Approval Workflows ensure contracts become genuine agreements rather than unilateral declarations. Every contract must be reviewed, approved, and governed before the platform enforces it. This ensures that contracts gain authority and buy-in, driving effective alignment between data teams.
Continuous SLA Validation With Historical Tracking ensures contracts are actionable, not conceptual. Contracts are only useful if issues are detected, reported, and remediated. Collate reviews contract status over time through automated daily checks and on-demand validation runs.

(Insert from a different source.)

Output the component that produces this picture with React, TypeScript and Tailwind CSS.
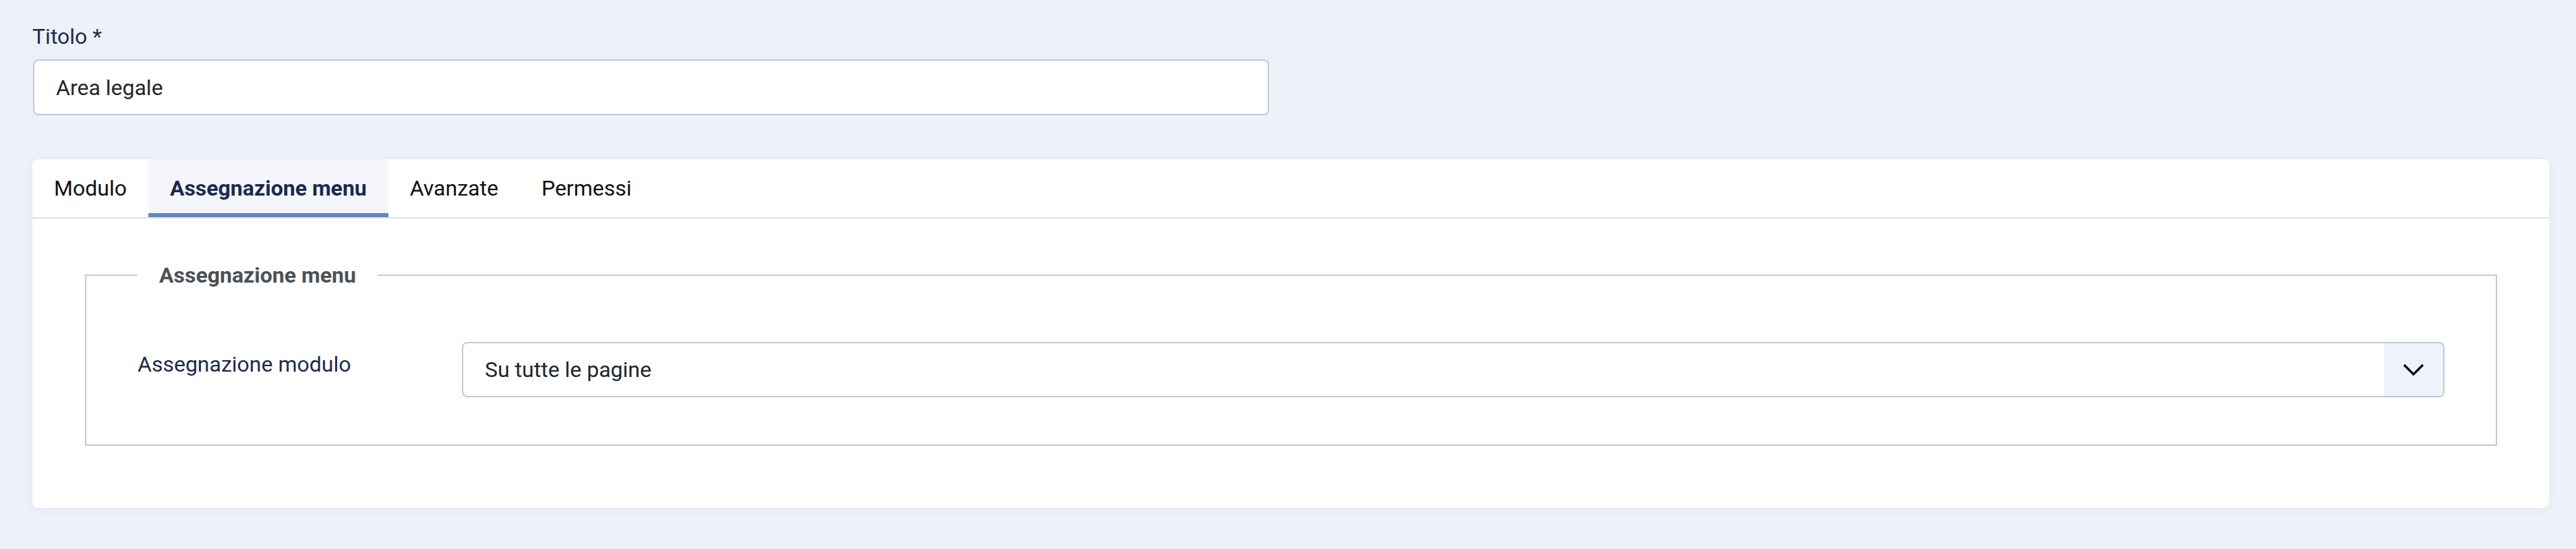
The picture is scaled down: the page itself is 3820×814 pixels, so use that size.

Time series charts provide clear visibility into contract health trends, showing which validation runs succeeded, failed, or were aborted, enabling teams to identify patterns in contract violations and address systemic issues before they cascade to downstream consumers.
Why Data Contracts Matter to Your Bottom Line
Reliable data processes drive significant impact. Your data engineering team gets its time back by eliminating fire drills in response to business-critical pipeline failures. Analysts gain productivity by no longer needing to validate data accuracy in reports manually. Business stakeholders can make confident decisions without second-guessing data accuracy. The stakes are high; data issues in business-critical systems can cost hundreds of thousands of dollars in operational downtime and remediation.
Data contracts prevent these failures by establishing guardrails before problems reach production. When your data operates with service-level reliability, your organization can build data products, dashboards, and AI applications with confidence, knowing the foundation won't shift unexpectedly.
The Future of Reliable Data is Here
Data Contracts are now generally available in Collate 1.9 with full UI and YAML support. They represent a fundamental shift from reactive fire-fighting to active data reliability, and Collate is the first platform to deliver this vision with the collaborative depth and enforcement rigor that real organizations need. By solving both the collaboration gap and the enforcement gap that doom other contract implementations, we're finally making it possible to break free from reactive firefighting cycles that have held back data teams for years. We have even more enhancements planned for data contracts, including support for more data asset types, additional types of guarantees, and further customization options.
Ready to establish trust in your data? Try Collate Data Contracts today in our live sandbox, explore the technical documentation to get started, or sign up for free managed OpenMetadata from Collate. Your future self, the one who isn't fixing broken pipelines at 2 AM, will thank you.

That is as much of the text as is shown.